= Abdon Laus =

Algerian-born American bassoonist and saxophonist

Abdon Laus (April 8, 1888, in Algiers - July 29, 1945, in Newton, Massachusetts) was an Algerian-born American bassoonist and saxophonist who was principal bassoon for the Boston Symphony Orchestra and founder of the Boston Saxophone Orchestra.

Trained in Paris, France, Laus "received first prize from the conservatory of Paris" in 1910. While in France, he appeared as soloist with Théâtre des Champs-Élysées and the Paris Opera. He came to the United States in 1918 with the French Military Band of the Garde Republicaine, who performed in Boston's Symphony Hall under the auspices of the United States War Department, and remained here, joining the Boston Symphony Orchestra as a replacement musician when the Orchestra removed 18 German players for being enemy aliens. The Boston Sunday Post stated, "Members of this band were given to understand that any engagements they were to make in America they were at liberty to fill. It is a good exchange in more than one way for the Boston Symphony. It makes the Boston Symphony an orchestra 100 percent American and pro-ally."

Laus was appointed principal bassoonist in 1918, a chair he filled until 1936, when he began a term in the third chair which lasted until 1945.

== Role in Sacre du Printemps premiere ==
Though the claim is disputed by some, by many accounts, Abdon Laus was the bassoonist at the premiere of Igor Stravinsky's Sacre du Printemps, in the 1913 season of Sergei Diaghilev's Ballets Russes. In Thomas Forrest Kelly's First Nights, Five Musical Premieres, oboist Louis-Marius Speyer is quoted as saying of that first performance," Already the introduction was a surprise, a bassoon in that register, we all looked, and even some composers present asked if it was a saxophone. Abdon Laus, who later became the first bassoon of the Boston Symphony Orchestra, under Monteux, was the first to attack this difficult solo; he had to find fingerings, which was a terrible experience. Today any good player knows this solo."

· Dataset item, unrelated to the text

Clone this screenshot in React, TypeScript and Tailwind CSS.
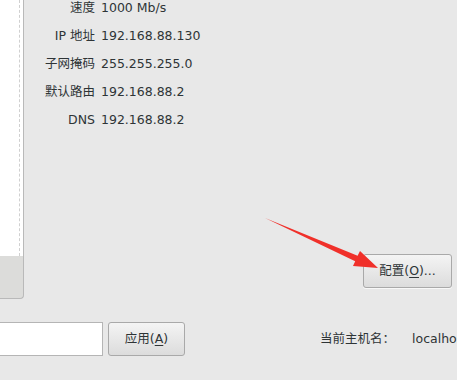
const ROWS: [string, string][] = [
  ["速度", "1000 Mb/s"],
  ["IP 地址", "192.168.88.130"],
  ["子网掩码", "255.255.255.0"],
  ["默认路由", "192.168.88.2"],
  ["DNS", "192.168.88.2"],
];

const FONT = "font-['DejaVu_Sans','Noto_Sans_CJK_SC',sans-serif]";

function Mnemonic({ label, k, tail = "" }: { label: string; k: string; tail?: string }) {
  return (
    <span>
      {label}(<span className="underline underline-offset-2">{k}</span>){tail}
    </span>
  );
}

export default function App() {
  return (
    <div className={`relative flex h-[380px] w-[457px] flex-col overflow-hidden bg-[#e8e8e8] text-[12.5px] text-[#2e3436] ${FONT}`}>
      {/* Top: device list edge + details */}
      <div className="flex h-[300px] shrink-0">
        <div className="flex w-[24px] shrink-0 flex-col">
          <div className="relative h-[256px] border-r border-[#b9b9b9] bg-white">
            <div className="absolute right-[3px] top-0 h-full border-r border-dashed border-[#d0d0d0]" />
          </div>
          <div className="h-[43px] rounded-br-[4px] border-b border-r border-[#b9b9b9] bg-[#dcdcda]" />
        </div>

        <div className="relative flex-1">
          <div className="-mt-[2px] grid grid-cols-[71px_auto] gap-x-[6px] gap-y-[9px] leading-[19px]">
            {ROWS.map(([k, v]) => (
              <div key={k} className="contents">
                <span className="text-right">{k}</span>
                <span>{v}</span>
              </div>
            ))}
          </div>

          <button className="absolute left-[339px] top-[254px] h-[34px] w-[89px] rounded-[3px] border border-[#a9a9a9] bg-gradient-to-b from-[#f4f4f4] to-[#dcdcdc] shadow-[0_1px_0_#f8f8f8]">
            <Mnemonic label="配置" k="O" tail="..." />
          </button>
        </div>
      </div>

      {/* Bottom row */}
      <div className="mt-[22px] flex shrink-0 items-center whitespace-nowrap">
        <div className="h-[34px] w-[103px] shrink-0 border border-l-0 border-[#b5b5b5] bg-white" />
        <button className="ml-[5px] h-[34px] w-[77px] shrink-0 rounded-[3px] border border-[#a9a9a9] bg-gradient-to-b from-[#f4f4f4] to-[#dcdcdc]">
          <Mnemonic label="应用" k="A" />
        </button>
        <span className="ml-[135px] shrink-0">当前主机名：</span>
        <span className="ml-[17px] shrink-0">localhost.localdomain</span>
      </div>

      {/* Red annotation arrow */}
      <svg className="pointer-events-none absolute left-0 top-0" width="457" height="380">
        <polygon points="265,218 357.6,255.8 360,251 378,268 353,266 355.2,261.2" fill="#f0302a" />
      </svg>
    </div>
  );
}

== Boston Saxophone Orchestra ==
In 1924–25, Laus organized and led the Boston Saxophone Orchestra, an ensemble "made up of professional and good amateur players" ranging from 43 players to as many as 85 over the course of its existence. A number of prominent musicians were invited to a private performance of the ensemble on February 15, 1925. On March 1, 1925, the Boston Saxophone Orchestra gave its first public performance at Bates Hall in the Boston Public Library's McKim Building. This performance was also broadcast on the Westinghouse Radio Network. On June 17, 1925, the Boston Saxophone Orchestra gave its first concert in Boston's Symphony Hall. This Symphony Hall debut was followed by another concert on February 10, 1926, which included transcriptions of works by Beethoven, Wagner, and Gounod and featured 4 soprano, 16 alto, 8 C-melody, 8 tenor, 4 baritone, 2 bass and 1 contrabass saxophones "together with string basses, assorted percussion and the hall's large organ. The noted saxophonist Jascha Gurewich also performed on this concert.

The ensemble's classical music emphasis was typical of the time, and, in fact, was intended as a counter the saxophone's use in popular music. The Boston Saxophone Orchestra was explicit in its aims of "lifting the instrument to a higher plane of performance" and "fostering better music for the instrument." The Saxophone orchestra performed in and around the Boston area for several years, including one notable performance at The Perkins Institute for the Blind in 1926.

Laus was honored by the French Government with the Ordre des Palmes Académiques in 1925. In the mid-1930s, Laus served as Vice president Le Societe de Prevoyance in Boston.